There are a lot of changes at the global, national and regional level that need to be made to align financial policies and regulations to account for climate impacts and mitigation. The overall goal of aligning the financial system with net-zero commitments is to drive private investment and capital to fund this transition. The federally appointed Canadian Expert Panel on Sustainable Finance took up the challenge of developing a strategy for Canada and released recommendations in the spring of 2019. The formal and informal consultation process that was undertaken to develop and test these recommendations before their release was the most in-depth discussion on sustainable finance that has occurred in Canada to date with hundreds of people involved from the financial sector, corporations, government, academia, NGOs and other experts.

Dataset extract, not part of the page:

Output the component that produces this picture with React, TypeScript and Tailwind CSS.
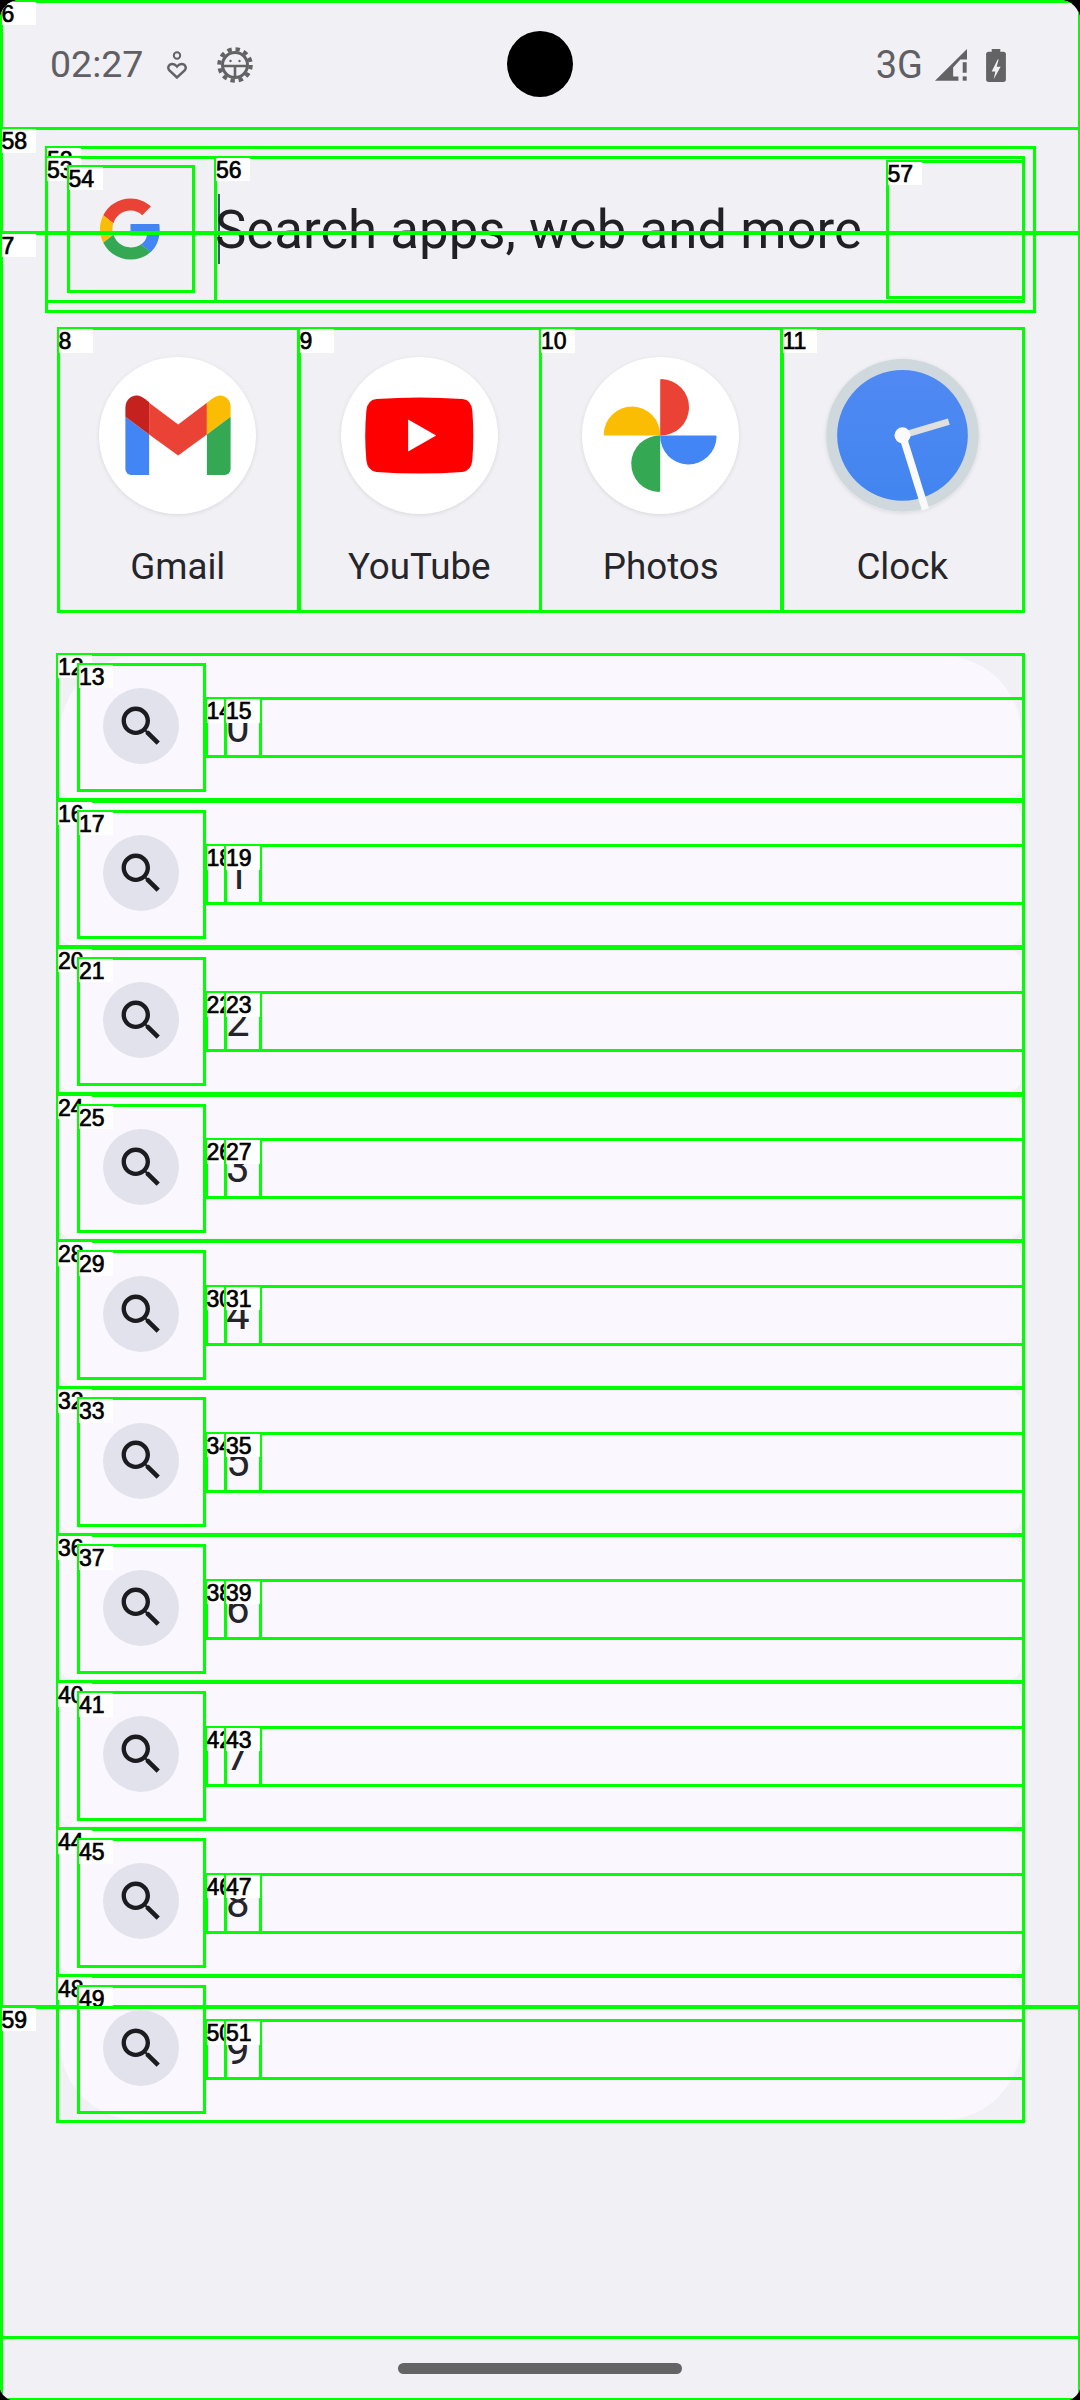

The final recommendations provide a good start on the areas that need to be addressed for Canada to fund the transition to net zero. What is clear from the recommendations is the need for a breadth of policy innovations and developments to integrate climate risks and opportunities into financial decision-making. One example of the most pervasive issues that was identified by the Expert Panel and has been widely supported by financial sector organizations, is the challenge with accessing high quality, comparable climate data and information.
Data is the foundation for investment decisions
Capital is starting to flow towards net-zero transition and sustainable finance, however, to accelerate this process over the near term there is a need to provide transparent, comparable and easily accessible climate, energy and physical risk data from government sources and from business disclosures.
The government is working to organize and provide easier access to climate and energy data in Canada, through the recent creation of Climate Data Canada and the Canadian Centre for Energy Information. However, more needs to be done to improve the timelines of the data – Canada’s GHG data for 2019 was only released in 2021 – and to ensure that the data that are available can be downloaded easily into useable formats for analysis by all stakeholders, including investors. Delayed and difficult to assimilate data will not support the inclusion of climate risks and opportunities into investment decision-making.
In terms of access to business disclosures on financially material climate risks and opportunities there is building global support for using the Task Force on Climate-related Financial Disclosures (TCFD) recommendations as the starting point for mandatory requirements in many jurisdictions. Globally there are over 900 financial firms supporting TCFD with over $22.4 trillion in assets under management, and a number of jurisdictions are moving to mandatory disclosure including New Zealand and the UK.2 Canadian calls for TCFD disclosure include amongst others the largest Canadian pension funds, and a group of banks, asset managers, pension funds and experts who are collaborating to call for mandatory TCFD disclosure as part of the Ontario Capital Markets Modernization Taskforce recommendations.
The Federal government has publicly supported the TCFD and is requiring Crown Corporations to report using it as a basis for climate disclosures, as well as Large Employer Emergency Financing Facility (LEEF) recipient companies. In Budget 2021 the government also committed to engage with the provinces and territories on making climate disclosures consistent with the TCFD. There are strong indications that TCFD aligned climate disclosures will become the baseline for corporate reporting and this could help to alleviate over time, the challenges with inconsistent, and lack of comparable firm level data. However, there are still a lot of granular details to be understood in terms of methodologies, definitions, assurance and accounting requirements.
Addressing the climate data challenge is just one example of the foundational requirements raised by the Expert Panel that needs to be addressed to increase private financing for Canada’s net-zero transition. It illustrates how international efforts can be leveraged to drive more action in Canada, but it also demonstrates how complex the challenge is to re-align financial systems to support a net-zero economy. The goal of net-zero transition will only be realized if we accelerate the urgency of aligning our financial system to net zero so that the energy system and other sector transitions will be financed and built over the coming decade. It is time to move from discussion to implementation.